One corner held what appeared to be tools for breaking into vehicles—slim jims, lock picks, electronic devices she suspected were used to clone key fobs.
Another section contained neatly labeled bins: “Electronics,” “Tools,” “Clothing,” “Jewelry.” Marcus might have been living in squalor, but his criminal enterprise showed signs of methodical organization.
“He’s been busy,” Ann Marie observed, opening a drawer filled with watches and rings—likely packages stolen from front porches before their intended recipients returned home.
Riley agreed, but something still didn’t sit right. “This is a different kind of criminal behavior than what we’re investigating. Package thieves and burglars rarely escalate to anything like a carefully-planned kidnapping. The psychological profiles are completely different.”
“So, you don’t think he’s our unsub?”
“Marcus doesn’t fit the profile. He’s impulsive, reactive—he lashed out when cornered. Our kidnapper is methodical, patient. Leaves coded messages. Plans extensively.” She shook her head. “Marcus can’t even plan his own alibi.

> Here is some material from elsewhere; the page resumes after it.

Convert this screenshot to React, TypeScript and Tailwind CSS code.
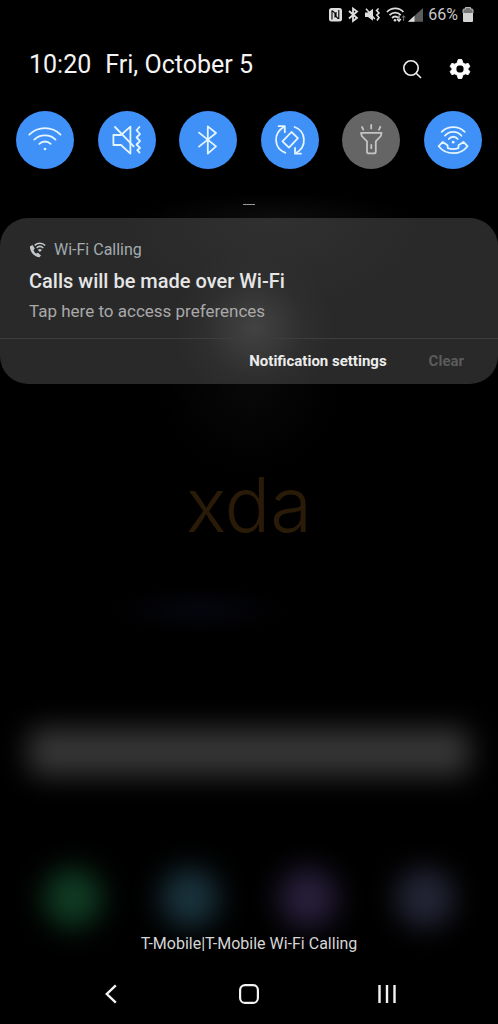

And look at his living conditions.”
They made their way back outside and to their vehicle.
Marcus was already gone, transported to the local police station in the back of Rawley’s SUV.
The neighborhood had returned to its afternoon quiet, as if nothing had happened—no neighbors had even come out to investigate the commotion.
In small towns like this, Riley knew, people often practiced selective blindness about their neighbors’ troubles.
“He’s not completely off our list, though,” she said, unlocking the car. “No one is, until we find Amanda and Cable.”
Riley opened her door but paused as her phone buzzed in her pocket. She checked the screen—Brent Meredith’s name flashed up at her. “It’s Meredith,” she told Ann Marie, answering the call and putting it on speakerphone. “Paige here.”
“Agent Paige,” Meredith’s deep voice came through the line, tense with urgency. “Where are you?”
“We’ve apprehended a potential suspect in Talomaska Crossing. But I’ve got my doubts about him. He’s being arrested for theft, not kidnapping.”
“Well, I’ve got news on those codes left with the victims,” Meredith said. “Our cryptology team is still stumped.”
Riley leaned against her car, the metal warm against her back. “So, we’ve got nothing?”
“Not exactly. We reached out to Timothy Lancaster.”
“Did he say whether he recognizes the code structure?” Riley asked.
“He wouldn’t say anything specific about that,” Meredith replied. “Just that he ‘finds the problem intriguing.’ But he refused to discuss it with our tech guy. His exact words were, ‘Tell Agent Paige that if she wants my help, she’ll need to speak to me directly—one-on-one.’”
Riley fell silent as Meredith’s words settled in her mind.
Timothy Lancaster—the man who had murdered her former math teacher, the killer she had hunted and caught a year ago—wanted to speak with her.
Even separated by prison walls and communicating through technology, the thought of facing him again made her stomach twist.